## Your objective:
Using the listing below, select the lines with the word "screenshot" and copy them.

## Provided data:
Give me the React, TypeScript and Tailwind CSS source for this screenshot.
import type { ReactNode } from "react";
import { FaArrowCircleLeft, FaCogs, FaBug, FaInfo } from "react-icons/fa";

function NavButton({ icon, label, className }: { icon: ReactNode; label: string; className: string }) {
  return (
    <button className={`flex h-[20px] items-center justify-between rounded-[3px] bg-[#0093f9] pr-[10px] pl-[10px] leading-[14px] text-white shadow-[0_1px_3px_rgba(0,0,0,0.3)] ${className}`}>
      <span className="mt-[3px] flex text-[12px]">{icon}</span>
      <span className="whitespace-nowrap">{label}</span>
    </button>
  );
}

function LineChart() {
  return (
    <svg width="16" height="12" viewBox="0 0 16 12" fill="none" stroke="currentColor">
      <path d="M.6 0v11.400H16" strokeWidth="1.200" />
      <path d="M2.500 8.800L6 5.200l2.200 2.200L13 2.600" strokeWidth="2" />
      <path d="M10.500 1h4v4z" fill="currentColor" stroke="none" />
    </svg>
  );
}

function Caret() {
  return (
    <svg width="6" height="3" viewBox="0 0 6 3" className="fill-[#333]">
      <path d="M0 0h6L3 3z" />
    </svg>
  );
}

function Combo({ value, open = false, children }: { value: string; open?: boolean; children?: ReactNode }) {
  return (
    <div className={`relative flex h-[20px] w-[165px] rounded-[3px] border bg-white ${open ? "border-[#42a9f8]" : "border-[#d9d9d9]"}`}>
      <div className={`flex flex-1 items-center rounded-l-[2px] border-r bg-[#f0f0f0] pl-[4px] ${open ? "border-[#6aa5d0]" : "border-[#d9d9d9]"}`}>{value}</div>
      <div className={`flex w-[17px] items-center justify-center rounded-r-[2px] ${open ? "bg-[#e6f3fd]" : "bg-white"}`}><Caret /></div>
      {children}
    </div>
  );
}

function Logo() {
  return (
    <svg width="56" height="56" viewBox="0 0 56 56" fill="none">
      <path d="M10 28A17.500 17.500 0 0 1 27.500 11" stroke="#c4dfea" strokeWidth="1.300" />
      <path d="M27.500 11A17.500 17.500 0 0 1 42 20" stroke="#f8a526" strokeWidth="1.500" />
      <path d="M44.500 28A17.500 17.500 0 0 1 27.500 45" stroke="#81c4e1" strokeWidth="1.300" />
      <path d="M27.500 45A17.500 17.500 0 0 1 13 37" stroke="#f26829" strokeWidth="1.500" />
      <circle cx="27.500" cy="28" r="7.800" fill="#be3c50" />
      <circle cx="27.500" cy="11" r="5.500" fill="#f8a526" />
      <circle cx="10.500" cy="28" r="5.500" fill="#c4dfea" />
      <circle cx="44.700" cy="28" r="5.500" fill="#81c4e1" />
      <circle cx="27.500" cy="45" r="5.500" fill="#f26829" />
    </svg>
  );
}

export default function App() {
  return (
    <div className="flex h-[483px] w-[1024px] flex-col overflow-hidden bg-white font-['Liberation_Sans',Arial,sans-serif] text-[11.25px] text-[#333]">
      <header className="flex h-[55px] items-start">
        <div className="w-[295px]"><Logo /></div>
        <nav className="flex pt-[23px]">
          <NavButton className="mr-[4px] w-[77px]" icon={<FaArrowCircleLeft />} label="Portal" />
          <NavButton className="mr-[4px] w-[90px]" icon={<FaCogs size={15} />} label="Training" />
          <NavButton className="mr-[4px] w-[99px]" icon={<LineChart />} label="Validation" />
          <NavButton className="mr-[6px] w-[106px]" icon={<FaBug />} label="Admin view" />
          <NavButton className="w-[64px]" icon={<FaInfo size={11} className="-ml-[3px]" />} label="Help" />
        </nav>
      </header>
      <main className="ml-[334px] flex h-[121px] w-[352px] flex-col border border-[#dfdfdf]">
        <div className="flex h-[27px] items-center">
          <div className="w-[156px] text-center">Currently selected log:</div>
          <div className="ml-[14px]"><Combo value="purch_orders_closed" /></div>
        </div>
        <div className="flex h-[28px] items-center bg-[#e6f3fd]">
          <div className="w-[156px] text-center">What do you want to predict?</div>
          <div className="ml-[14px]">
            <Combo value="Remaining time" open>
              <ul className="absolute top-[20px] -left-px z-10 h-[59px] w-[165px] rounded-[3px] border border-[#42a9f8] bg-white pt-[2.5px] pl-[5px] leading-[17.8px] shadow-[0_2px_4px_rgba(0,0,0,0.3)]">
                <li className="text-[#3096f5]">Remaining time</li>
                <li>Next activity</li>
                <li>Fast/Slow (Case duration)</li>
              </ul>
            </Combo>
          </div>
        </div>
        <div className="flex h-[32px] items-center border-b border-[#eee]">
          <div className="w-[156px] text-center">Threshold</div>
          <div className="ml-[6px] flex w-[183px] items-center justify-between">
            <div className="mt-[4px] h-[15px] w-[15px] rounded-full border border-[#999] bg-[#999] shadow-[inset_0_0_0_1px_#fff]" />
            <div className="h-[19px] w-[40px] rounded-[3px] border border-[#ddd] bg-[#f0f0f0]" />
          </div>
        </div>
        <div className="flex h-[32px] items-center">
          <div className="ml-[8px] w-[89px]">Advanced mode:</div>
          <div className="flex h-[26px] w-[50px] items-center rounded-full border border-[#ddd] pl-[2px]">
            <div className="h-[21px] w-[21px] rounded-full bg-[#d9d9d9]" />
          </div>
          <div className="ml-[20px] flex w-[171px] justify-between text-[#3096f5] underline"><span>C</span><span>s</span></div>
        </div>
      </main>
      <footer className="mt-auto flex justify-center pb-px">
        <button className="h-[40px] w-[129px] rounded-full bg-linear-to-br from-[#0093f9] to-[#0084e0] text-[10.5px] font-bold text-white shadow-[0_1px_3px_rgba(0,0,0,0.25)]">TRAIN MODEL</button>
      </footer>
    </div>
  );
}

--

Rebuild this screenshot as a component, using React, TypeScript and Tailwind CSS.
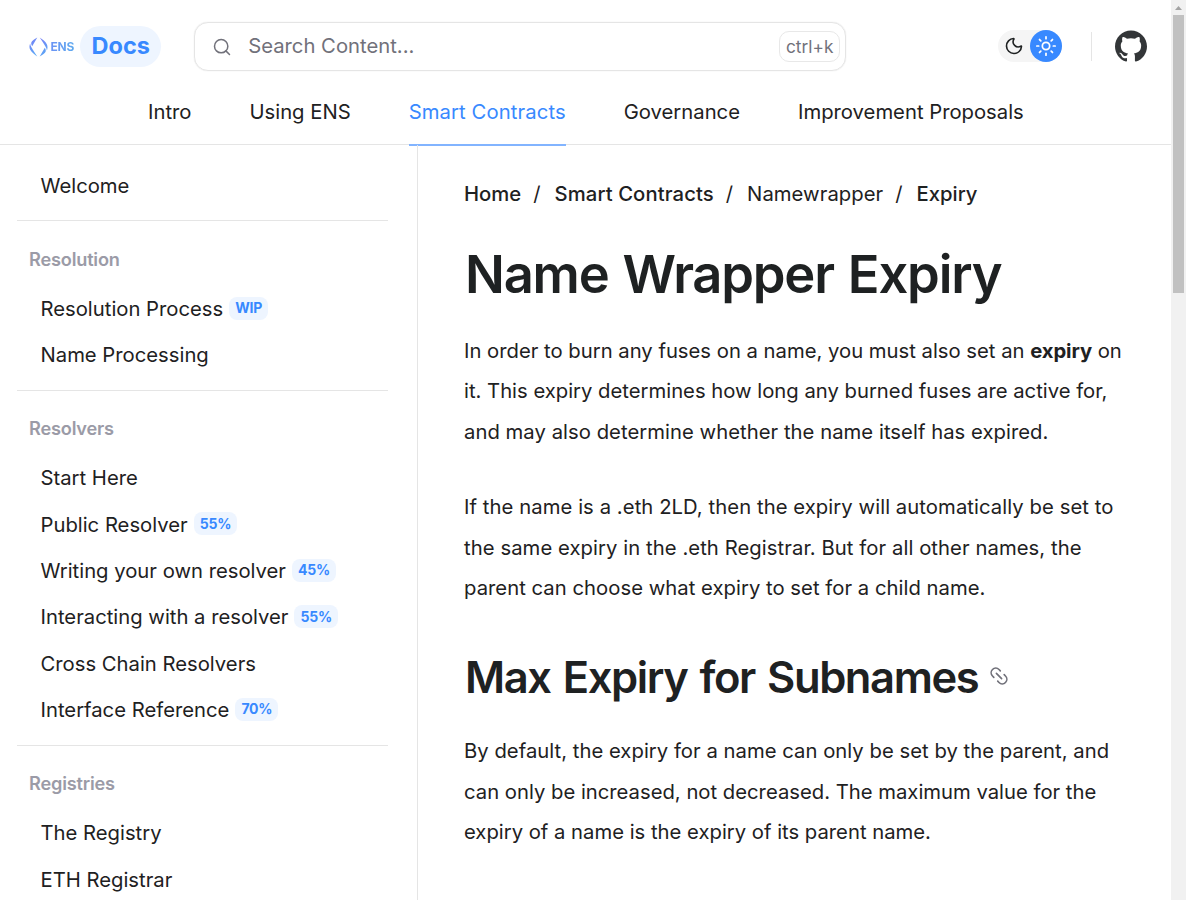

## Solution:
Give me the React, TypeScript and Tailwind CSS source for this screenshot.
Rebuild this screenshot as a component, using React, TypeScript and Tailwind CSS.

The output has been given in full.